TASK REQUIREMENTS: Type out the data exactly as given. Skip any image.

AVAILABLE DATA:
===

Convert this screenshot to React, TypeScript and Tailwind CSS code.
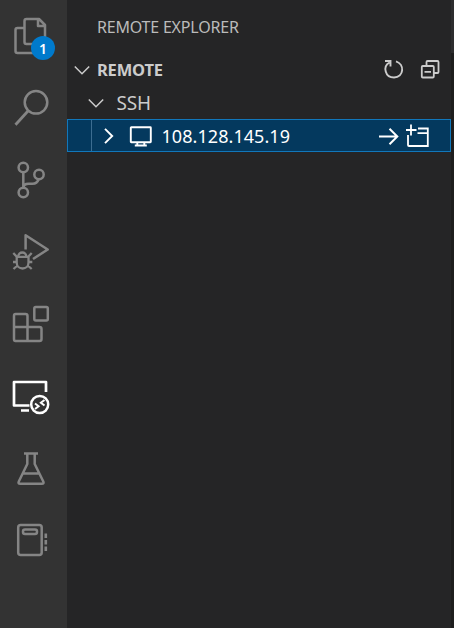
import type { ReactNode } from 'react';

function ActivityItem({ label, active = false, badge, children }: { label: string; active?: boolean; badge?: number; children: ReactNode }) {
  return (
    <button aria-label={label} className={`relative block h-[72px] w-[67px] shrink-0 ${active ? 'text-white' : 'text-[#858585]'}`}>
      <svg className="block" width="67" height="72" viewBox="0 0 67 72" fill="none" stroke="currentColor" strokeWidth="2.500" strokeLinejoin="round">
        {children}
      </svg>
      {badge !== undefined && (
        <span className="absolute left-[31px] top-[36px] flex size-6 items-center justify-center rounded-full bg-[#007acc] pt-px text-[14px] font-semibold leading-none text-white">{badge}</span>
      )}
    </button>
  );
}

function ActivityBar() {
  return (
    <nav className="flex w-[67px] shrink-0 flex-col bg-[#333333]">
      <ActivityItem label="Explorer" badge={1}>
        <path d="M24 28h-6.500q-2 0-2 2v21q0 2 2 2H34q2 0 2-2v-7" />
        <path d="M26.500 19H39l6 6V42q0 2-2 2H26.500q-2 0-2-2V21q0-2 2-2zM38 19v7h7" />
      </ActivityItem>
      <ActivityItem label="Search">
        <circle cx="36" cy="30.300" r="11.300" />
        <path d="M28 39 15.500 52.700" strokeWidth="2.800" />
      </ActivityItem>
      <ActivityItem label="Source Control">
        <circle cx="23.300" cy="23.500" r="4.700" />
        <circle cx="39" cy="30.500" r="4.700" />
        <circle cx="23.300" cy="48.500" r="4.700" />
        <path d="M23.300 28v16M38.500 35.500c-1 3-3 4.200-6 4.200h-4c-3 0-5 1.500-5 4" />
      </ActivityItem>
      <ActivityItem label="Run and Debug">
        <path d="M25.600 33.500V19.300L47.700 33.500 33 43" />
        <path d="M18.200 41c0-6 8.200-6 8.200 0M16.700 40.800h11.800v5.700c0 8-11.800 8-11.800 0zM13.300 37l3.700 4M31.700 37l-3.700 4M13 46h3.700M28.500 46h3.800M13.500 53l4-3.500M31.700 53l-4-3.500" strokeWidth="2.300" />
      </ActivityItem>
      <ActivityItem label="Extensions">
        <path d="M15.500 26h10q2 0 2 2v11h12q2 0 2 2v10q0 2-2 2h-24q-1.500 0-1.500-2V28q0-2 1.500-2zM14 39h13.500v14" />
        <rect x="34.300" y="19" width="13.500" height="13.500" rx="1.500" />
      </ActivityItem>
      <ActivityItem label="Remote Explorer" active>
        <path d="M29.500 45.500H14V22h32v10M21 50.500h8" strokeWidth="2.700" />
        <circle cx="39.700" cy="44.500" r="8.500" strokeWidth="2.500" />
        <path d="m35 43.500 3.600 2.700L35 49M44.500 40l-3.600 2.800 3.600 2.700" strokeWidth="2" strokeLinejoin="miter" />
      </ActivityItem>
      <ActivityItem label="Testing">
        <path d="M24 21.500h14M27.300 21v11l-8.500 17.500q-1 2.300 1.500 2.300h21.500q2.500 0 1.500-2.300L34.700 32V21M23.500 41.500h15" />
      </ActivityItem>
      <ActivityItem label="Notebooks">
        <rect x="18.200" y="21" width="23.500" height="30" rx="2.500" />
        <rect x="23" y="25.500" width="14" height="4.500" rx="2" />
        <path d="M45.800 29.500v4.500M45.800 36v4.500M45.800 42.500V47" strokeWidth="2.600" />
      </ActivityItem>
    </nav>
  );
}

function Chevron({ open = false }: { open?: boolean }) {
  return (
    <svg className="shrink-0" width="16" height="16" viewBox="0 0 16 16" fill="none" stroke="currentColor" strokeWidth="1.500">
      {open ? <path d="m.8 4.500 7.200 7.200 7.200-7.200" /> : <path d="m4 .8 7.200 7.200-7.200 7.200" strokeWidth="1.900" />}
    </svg>
  );
}

export default function App() {
  return (
    <main className="flex h-[628px] w-[454px] overflow-hidden bg-[#252526] font-['Noto_Sans',sans-serif] text-[#cccccc]">
      <ActivityBar />
      <section className="w-[384px] shrink-0">
        <h1 className="flex h-[53px] items-center pl-[30px] text-[16px] font-normal tracking-[-0.200px] text-[#bbbbbb]">REMOTE EXPLORER</h1>
        <div className="flex h-[33px] items-center pl-[7px]">
          <Chevron open />
          <h2 className="ml-[7px] flex-1 pt-0.5 text-[16.500px] font-bold tracking-[-0.200px]">REMOTE</h2>
          <svg className="mr-[15px]" width="22" height="22" viewBox="0 0 22 22" fill="none" stroke="currentColor" strokeWidth="1.900">
            <path d="M13 2.300c9 3 8 16-2 16.200C2 18.500-.5 7.300 6.500 3.500M2 2h5.500v5.500" />
          </svg>
          <svg className="mr-[11px]" width="20" height="20" viewBox="0 0 20 20" fill="none" stroke="currentColor" strokeWidth="1.800">
            <rect x="1.800" y="6" width="12" height="11.500" rx="1" />
            <path d="M6.500 6V2q0-1 1-1H17.500q1 0 1 1v10q0 1-1 1h-3.500M4.500 11.800H11" />
          </svg>
        </div>
        <div className="flex h-[33px] items-center pl-[21px]">
          <Chevron open />
          <span className="ml-[12.500px] pt-0.5 text-[19px] tracking-[-0.200px]">SSH</span>
        </div>
        <div className="flex h-[33px] items-center border border-[#1177bb] bg-[#04395e] text-white">
          <span className="h-full w-[24px] shrink-0 border-r border-[#3c6d91]" />
          <span className="ml-[9px] flex"><Chevron /></span>
          <svg className="ml-[12px] shrink-0" width="24" height="22" viewBox="0 0 24 22" fill="none" stroke="currentColor" strokeWidth="1.900">
            <rect x="1.800" y="2.300" width="20" height="15" rx=".5" />
            <path d="M8.300 17v3m7-3v3M5.800 20.500h12" />
          </svg>
          <span className="ml-[8.500px] flex-1 pt-px text-[18px] tracking-[0.060px]">108.128.145.19</span>
          <svg className="mr-[7px]" width="20" height="20" viewBox="0 0 20 20" fill="none" stroke="currentColor" strokeWidth="2">
            <path d="M0 10.500h18M10.500 2.700l7.800 7.800-7.800 7.800" />
          </svg>
          <svg className="mr-[20px]" width="24" height="24" viewBox="0 0 24 24" fill="none" stroke="currentColor" strokeWidth="1.800">
            <path d="M0 6h10.500M5 .5V11.500M2 11v10q0 1 1 1h18.800V4.500H12M11.500 9.200h10.300" />
          </svg>
        </div>
      </section>
      <div className="flex w-[3px] flex-col">
        <div className="h-[53px] bg-[#2d2d2f]" />
        <div className="flex-1 bg-[#1e1e1e]" />
      </div>
    </main>
  );
}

===

RIGHT ANSWER:
Convert this screenshot to React, TypeScript and Tailwind CSS code.
import type { ReactNode } from 'react';

function ActivityItem({ label, active = false, badge, children }: { label: string; active?: boolean; badge?: number; children: ReactNode }) {
  return (
    <button aria-label={label} className={`relative block h-[72px] w-[67px] shrink-0 ${active ? 'text-white' : 'text-[#858585]'}`}>
      <svg className="block" width="67" height="72" viewBox="0 0 67 72" fill="none" stroke="currentColor" strokeWidth="2.500" strokeLinejoin="round">
        {children}
      </svg>
      {badge !== undefined && (
        <span className="absolute left-[31px] top-[36px] flex size-6 items-center justify-center rounded-full bg-[#007acc] pt-px text-[14px] font-semibold leading-none text-white">{badge}</span>
      )}
    </button>
  );
}

function ActivityBar() {
  return (
    <nav className="flex w-[67px] shrink-0 flex-col bg-[#333333]">
      <ActivityItem label="Explorer" badge={1}>
        <path d="M24 28h-6.500q-2 0-2 2v21q0 2 2 2H34q2 0 2-2v-7" />
        <path d="M26.500 19H39l6 6V42q0 2-2 2H26.500q-2 0-2-2V21q0-2 2-2zM38 19v7h7" />
      </ActivityItem>
      <ActivityItem label="Search">
        <circle cx="36" cy="30.300" r="11.300" />
        <path d="M28 39 15.500 52.700" strokeWidth="2.800" />
      </ActivityItem>
      <ActivityItem label="Source Control">
        <circle cx="23.300" cy="23.500" r="4.700" />
        <circle cx="39" cy="30.500" r="4.700" />
        <circle cx="23.300" cy="48.500" r="4.700" />
        <path d="M23.300 28v16M38.500 35.500c-1 3-3 4.200-6 4.200h-4c-3 0-5 1.500-5 4" />
      </ActivityItem>
      <ActivityItem label="Run and Debug">
        <path d="M25.600 33.500V19.300L47.700 33.500 33 43" />
        <path d="M18.200 41c0-6 8.200-6 8.200 0M16.700 40.800h11.800v5.700c0 8-11.800 8-11.800 0zM13.300 37l3.700 4M31.700 37l-3.700 4M13 46h3.700M28.500 46h3.800M13.500 53l4-3.500M31.700 53l-4-3.500" strokeWidth="2.300" />
      </ActivityItem>
      <ActivityItem label="Extensions">
        <path d="M15.500 26h10q2 0 2 2v11h12q2 0 2 2v10q0 2-2 2h-24q-1.500 0-1.500-2V28q0-2 1.500-2zM14 39h13.500v14" />
        <rect x="34.300" y="19" width="13.500" height="13.500" rx="1.500" />
      </ActivityItem>
      <ActivityItem label="Remote Explorer" active>
        <path d="M29.500 45.500H14V22h32v10M21 50.500h8" strokeWidth="2.700" />
        <circle cx="39.700" cy="44.500" r="8.500" strokeWidth="2.500" />
        <path d="m35 43.500 3.600 2.700L35 49M44.500 40l-3.600 2.800 3.600 2.700" strokeWidth="2" strokeLinejoin="miter" />
      </ActivityItem>
      <ActivityItem label="Testing">
        <path d="M24 21.500h14M27.300 21v11l-8.500 17.500q-1 2.300 1.500 2.300h21.500q2.500 0 1.500-2.300L34.700 32V21M23.500 41.500h15" />
      </ActivityItem>
      <ActivityItem label="Notebooks">
        <rect x="18.200" y="21" width="23.500" height="30" rx="2.500" />
        <rect x="23" y="25.500" width="14" height="4.500" rx="2" />
        <path d="M45.800 29.500v4.500M45.800 36v4.500M45.800 42.500V47" strokeWidth="2.600" />
      </ActivityItem>
    </nav>
  );
}

function Chevron({ open = false }: { open?: boolean }) {
  return (
    <svg className="shrink-0" width="16" height="16" viewBox="0 0 16 16" fill="none" stroke="currentColor" strokeWidth="1.500">
      {open ? <path d="m.8 4.500 7.200 7.200 7.200-7.200" /> : <path d="m4 .8 7.200 7.200-7.200 7.200" strokeWidth="1.900" />}
    </svg>
  );
}

export default function App() {
  return (
    <main className="flex h-[628px] w-[454px] overflow-hidden bg-[#252526] font-['Noto_Sans',sans-serif] text-[#cccccc]">
      <ActivityBar />
      <section className="w-[384px] shrink-0">
        <h1 className="flex h-[53px] items-center pl-[30px] text-[16px] font-normal tracking-[-0.200px] text-[#bbbbbb]">REMOTE EXPLORER</h1>
        <div className="flex h-[33px] items-center pl-[7px]">
          <Chevron open />
          <h2 className="ml-[7px] flex-1 pt-0.5 text-[16.500px] font-bold tracking-[-0.200px]">REMOTE</h2>
          <svg className="mr-[15px]" width="22" height="22" viewBox="0 0 22 22" fill="none" stroke="currentColor" strokeWidth="1.900">
            <path d="M13 2.300c9 3 8 16-2 16.200C2 18.500-.5 7.300 6.500 3.500M2 2h5.500v5.500" />
          </svg>
          <svg className="mr-[11px]" width="20" height="20" viewBox="0 0 20 20" fill="none" stroke="currentColor" strokeWidth="1.800">
            <rect x="1.800" y="6" width="12" height="11.500" rx="1" />
            <path d="M6.500 6V2q0-1 1-1H17.500q1 0 1 1v10q0 1-1 1h-3.500M4.500 11.800H11" />
          </svg>
        </div>
        <div className="flex h-[33px] items-center pl-[21px]">
          <Chevron open />
          <span className="ml-[12.500px] pt-0.5 text-[19px] tracking-[-0.200px]">SSH</span>
        </div>
        <div className="flex h-[33px] items-center border border-[#1177bb] bg-[#04395e] text-white">
          <span className="h-full w-[24px] shrink-0 border-r border-[#3c6d91]" />
          <span className="ml-[9px] flex"><Chevron /></span>
          <svg className="ml-[12px] shrink-0" width="24" height="22" viewBox="0 0 24 22" fill="none" stroke="currentColor" strokeWidth="1.900">
            <rect x="1.800" y="2.300" width="20" height="15" rx=".5" />
            <path d="M8.300 17v3m7-3v3M5.800 20.500h12" />
          </svg>
          <span className="ml-[8.500px] flex-1 pt-px text-[18px] tracking-[0.060px]">108.128.145.19</span>
          <svg className="mr-[7px]" width="20" height="20" viewBox="0 0 20 20" fill="none" stroke="currentColor" strokeWidth="2">
            <path d="M0 10.500h18M10.500 2.700l7.800 7.800-7.800 7.800" />
          </svg>
          <svg className="mr-[20px]" width="24" height="24" viewBox="0 0 24 24" fill="none" stroke="currentColor" strokeWidth="1.800">
            <path d="M0 6h10.500M5 .5V11.500M2 11v10q0 1 1 1h18.800V4.500H12M11.500 9.200h10.300" />
          </svg>
        </div>
      </section>
      <div className="flex w-[3px] flex-col">
        <div className="h-[53px] bg-[#2d2d2f]" />
        <div className="flex-1 bg-[#1e1e1e]" />
      </div>
    </main>
  );
}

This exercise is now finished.